*WRITTEN REQUEST*: Please set down all the lines beneath this one exactly, without the pictures.

*SUPPLIED MATERIAL*:
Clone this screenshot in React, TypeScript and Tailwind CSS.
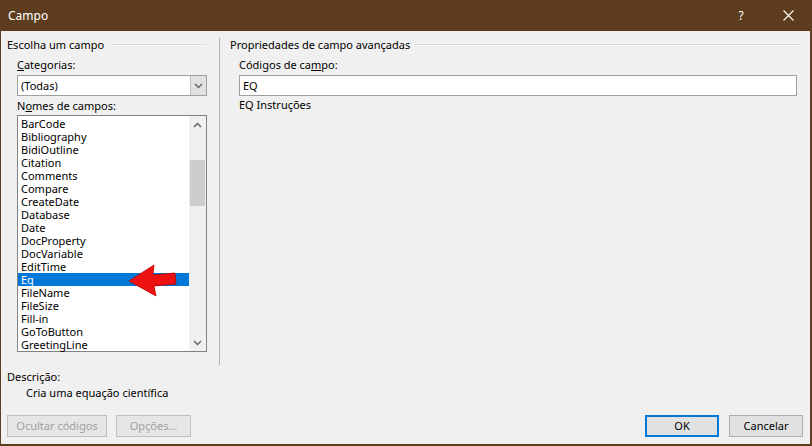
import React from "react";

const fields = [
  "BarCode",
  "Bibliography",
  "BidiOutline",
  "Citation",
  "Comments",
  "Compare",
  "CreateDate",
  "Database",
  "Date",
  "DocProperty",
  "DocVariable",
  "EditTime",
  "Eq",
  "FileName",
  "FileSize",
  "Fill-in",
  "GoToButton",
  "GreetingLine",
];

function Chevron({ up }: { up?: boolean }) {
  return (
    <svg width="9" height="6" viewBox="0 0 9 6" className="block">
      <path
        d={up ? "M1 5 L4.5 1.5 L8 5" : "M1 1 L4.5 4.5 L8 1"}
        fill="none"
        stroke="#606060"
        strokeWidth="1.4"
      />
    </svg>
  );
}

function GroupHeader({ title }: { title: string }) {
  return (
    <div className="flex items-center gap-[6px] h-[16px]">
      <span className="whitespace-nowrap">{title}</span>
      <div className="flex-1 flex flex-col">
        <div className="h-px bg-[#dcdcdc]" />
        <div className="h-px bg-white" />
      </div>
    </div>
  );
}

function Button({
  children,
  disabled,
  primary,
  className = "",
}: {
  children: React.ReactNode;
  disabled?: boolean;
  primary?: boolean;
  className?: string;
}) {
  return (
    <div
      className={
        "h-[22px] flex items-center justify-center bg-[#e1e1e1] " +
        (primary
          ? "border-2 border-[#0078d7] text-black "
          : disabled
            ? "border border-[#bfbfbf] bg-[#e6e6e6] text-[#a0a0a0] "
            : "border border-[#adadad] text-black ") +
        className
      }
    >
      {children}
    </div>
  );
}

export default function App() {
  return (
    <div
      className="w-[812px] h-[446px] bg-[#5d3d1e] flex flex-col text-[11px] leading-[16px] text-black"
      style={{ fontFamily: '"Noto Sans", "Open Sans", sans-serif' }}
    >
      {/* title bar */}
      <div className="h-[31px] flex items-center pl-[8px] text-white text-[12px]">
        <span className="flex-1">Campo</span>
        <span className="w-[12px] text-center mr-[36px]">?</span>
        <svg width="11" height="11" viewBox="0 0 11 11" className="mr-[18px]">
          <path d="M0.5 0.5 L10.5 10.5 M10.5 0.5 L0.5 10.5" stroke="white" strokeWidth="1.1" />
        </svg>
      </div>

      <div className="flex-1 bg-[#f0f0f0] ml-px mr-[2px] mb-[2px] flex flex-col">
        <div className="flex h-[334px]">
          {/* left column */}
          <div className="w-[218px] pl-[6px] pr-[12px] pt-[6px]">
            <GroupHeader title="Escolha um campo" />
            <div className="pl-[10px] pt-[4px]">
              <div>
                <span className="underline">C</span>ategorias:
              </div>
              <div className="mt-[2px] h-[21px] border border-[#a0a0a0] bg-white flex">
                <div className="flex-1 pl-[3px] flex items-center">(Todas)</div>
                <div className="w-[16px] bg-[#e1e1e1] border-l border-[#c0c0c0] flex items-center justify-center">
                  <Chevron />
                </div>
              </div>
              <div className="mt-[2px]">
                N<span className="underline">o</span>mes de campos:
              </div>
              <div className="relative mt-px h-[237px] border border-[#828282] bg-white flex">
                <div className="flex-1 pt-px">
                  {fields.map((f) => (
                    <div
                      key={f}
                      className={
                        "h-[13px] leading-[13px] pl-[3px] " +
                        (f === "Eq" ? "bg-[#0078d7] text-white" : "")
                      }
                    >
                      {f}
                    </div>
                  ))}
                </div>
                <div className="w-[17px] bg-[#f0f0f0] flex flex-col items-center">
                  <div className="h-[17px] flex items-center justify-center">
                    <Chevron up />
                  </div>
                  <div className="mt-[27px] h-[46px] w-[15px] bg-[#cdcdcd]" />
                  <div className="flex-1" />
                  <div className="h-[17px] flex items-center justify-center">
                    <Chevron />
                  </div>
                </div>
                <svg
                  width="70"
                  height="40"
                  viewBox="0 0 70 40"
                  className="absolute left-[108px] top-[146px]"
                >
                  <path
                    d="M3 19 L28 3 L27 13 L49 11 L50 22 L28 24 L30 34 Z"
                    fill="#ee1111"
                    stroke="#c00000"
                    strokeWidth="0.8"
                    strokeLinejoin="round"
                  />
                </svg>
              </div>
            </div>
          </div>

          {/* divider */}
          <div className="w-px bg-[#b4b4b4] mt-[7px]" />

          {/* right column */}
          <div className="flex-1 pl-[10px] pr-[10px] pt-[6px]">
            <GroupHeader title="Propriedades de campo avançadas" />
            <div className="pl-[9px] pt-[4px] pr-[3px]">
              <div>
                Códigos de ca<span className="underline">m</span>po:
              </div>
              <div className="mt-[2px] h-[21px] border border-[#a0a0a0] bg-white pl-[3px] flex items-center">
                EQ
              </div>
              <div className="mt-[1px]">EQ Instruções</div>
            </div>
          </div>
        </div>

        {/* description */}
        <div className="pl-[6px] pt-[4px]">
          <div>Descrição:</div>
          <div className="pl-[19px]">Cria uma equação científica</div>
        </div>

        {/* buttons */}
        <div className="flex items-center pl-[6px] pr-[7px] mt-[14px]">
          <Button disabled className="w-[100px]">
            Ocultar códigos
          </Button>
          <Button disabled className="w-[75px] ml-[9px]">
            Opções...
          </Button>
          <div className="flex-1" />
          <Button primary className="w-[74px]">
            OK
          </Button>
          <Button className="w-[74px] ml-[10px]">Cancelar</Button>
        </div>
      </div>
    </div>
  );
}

*WORKED SOLUTION*:
Clone this screenshot in React, TypeScript and Tailwind CSS.
import React from "react";

const fields = [
  "BarCode",
  "Bibliography",
  "BidiOutline",
  "Citation",
  "Comments",
  "Compare",
  "CreateDate",
  "Database",
  "Date",
  "DocProperty",
  "DocVariable",
  "EditTime",
  "Eq",
  "FileName",
  "FileSize",
  "Fill-in",
  "GoToButton",
  "GreetingLine",
];

function Chevron({ up }: { up?: boolean }) {
  return (
    <svg width="9" height="6" viewBox="0 0 9 6" className="block">
      <path
        d={up ? "M1 5 L4.5 1.5 L8 5" : "M1 1 L4.5 4.5 L8 1"}
        fill="none"
        stroke="#606060"
        strokeWidth="1.4"
      />
    </svg>
  );
}

function GroupHeader({ title }: { title: string }) {
  return (
    <div className="flex items-center gap-[6px] h-[16px]">
      <span className="whitespace-nowrap">{title}</span>
      <div className="flex-1 flex flex-col">
        <div className="h-px bg-[#dcdcdc]" />
        <div className="h-px bg-white" />
      </div>
    </div>
  );
}

function Button({
  children,
  disabled,
  primary,
  className = "",
}: {
  children: React.ReactNode;
  disabled?: boolean;
  primary?: boolean;
  className?: string;
}) {
  return (
    <div
      className={
        "h-[22px] flex items-center justify-center bg-[#e1e1e1] " +
        (primary
          ? "border-2 border-[#0078d7] text-black "
          : disabled
            ? "border border-[#bfbfbf] bg-[#e6e6e6] text-[#a0a0a0] "
            : "border border-[#adadad] text-black ") +
        className
      }
    >
      {children}
    </div>
  );
}

export default function App() {
  return (
    <div
      className="w-[812px] h-[446px] bg-[#5d3d1e] flex flex-col text-[11px] leading-[16px] text-black"
      style={{ fontFamily: '"Noto Sans", "Open Sans", sans-serif' }}
    >
      {/* title bar */}
      <div className="h-[31px] flex items-center pl-[8px] text-white text-[12px]">
        <span className="flex-1">Campo</span>
        <span className="w-[12px] text-center mr-[36px]">?</span>
        <svg width="11" height="11" viewBox="0 0 11 11" className="mr-[18px]">
          <path d="M0.5 0.5 L10.5 10.5 M10.5 0.5 L0.5 10.5" stroke="white" strokeWidth="1.1" />
        </svg>
      </div>

      <div className="flex-1 bg-[#f0f0f0] ml-px mr-[2px] mb-[2px] flex flex-col">
        <div className="flex h-[334px]">
          {/* left column */}
          <div className="w-[218px] pl-[6px] pr-[12px] pt-[6px]">
            <GroupHeader title="Escolha um campo" />
            <div className="pl-[10px] pt-[4px]">
              <div>
                <span className="underline">C</span>ategorias:
              </div>
              <div className="mt-[2px] h-[21px] border border-[#a0a0a0] bg-white flex">
                <div className="flex-1 pl-[3px] flex items-center">(Todas)</div>
                <div className="w-[16px] bg-[#e1e1e1] border-l border-[#c0c0c0] flex items-center justify-center">
                  <Chevron />
                </div>
              </div>
              <div className="mt-[2px]">
                N<span className="underline">o</span>mes de campos:
              </div>
              <div className="relative mt-px h-[237px] border border-[#828282] bg-white flex">
                <div className="flex-1 pt-px">
                  {fields.map((f) => (
                    <div
                      key={f}
                      className={
                        "h-[13px] leading-[13px] pl-[3px] " +
                        (f === "Eq" ? "bg-[#0078d7] text-white" : "")
                      }
                    >
                      {f}
                    </div>
                  ))}
                </div>
                <div className="w-[17px] bg-[#f0f0f0] flex flex-col items-center">
                  <div className="h-[17px] flex items-center justify-center">
                    <Chevron up />
                  </div>
                  <div className="mt-[27px] h-[46px] w-[15px] bg-[#cdcdcd]" />
                  <div className="flex-1" />
                  <div className="h-[17px] flex items-center justify-center">
                    <Chevron />
                  </div>
                </div>
                <svg
                  width="70"
                  height="40"
                  viewBox="0 0 70 40"
                  className="absolute left-[108px] top-[146px]"
                >
                  <path
                    d="M3 19 L28 3 L27 13 L49 11 L50 22 L28 24 L30 34 Z"
                    fill="#ee1111"
                    stroke="#c00000"
                    strokeWidth="0.8"
                    strokeLinejoin="round"
                  />
                </svg>
              </div>
            </div>
          </div>

          {/* divider */}
          <div className="w-px bg-[#b4b4b4] mt-[7px]" />

          {/* right column */}
          <div className="flex-1 pl-[10px] pr-[10px] pt-[6px]">
            <GroupHeader title="Propriedades de campo avançadas" />
            <div className="pl-[9px] pt-[4px] pr-[3px]">
              <div>
                Códigos de ca<span className="underline">m</span>po:
              </div>
              <div className="mt-[2px] h-[21px] border border-[#a0a0a0] bg-white pl-[3px] flex items-center">
                EQ
              </div>
              <div className="mt-[1px]">EQ Instruções</div>
            </div>
          </div>
        </div>

        {/* description */}
        <div className="pl-[6px] pt-[4px]">
          <div>Descrição:</div>
          <div className="pl-[19px]">Cria uma equação científica</div>
        </div>

        {/* buttons */}
        <div className="flex items-center pl-[6px] pr-[7px] mt-[14px]">
          <Button disabled className="w-[100px]">
            Ocultar códigos
          </Button>
          <Button disabled className="w-[75px] ml-[9px]">
            Opções...
          </Button>
          <div className="flex-1" />
          <Button primary className="w-[74px]">
            OK
          </Button>
          <Button className="w-[74px] ml-[10px]">Cancelar</Button>
        </div>
      </div>
    </div>
  );
}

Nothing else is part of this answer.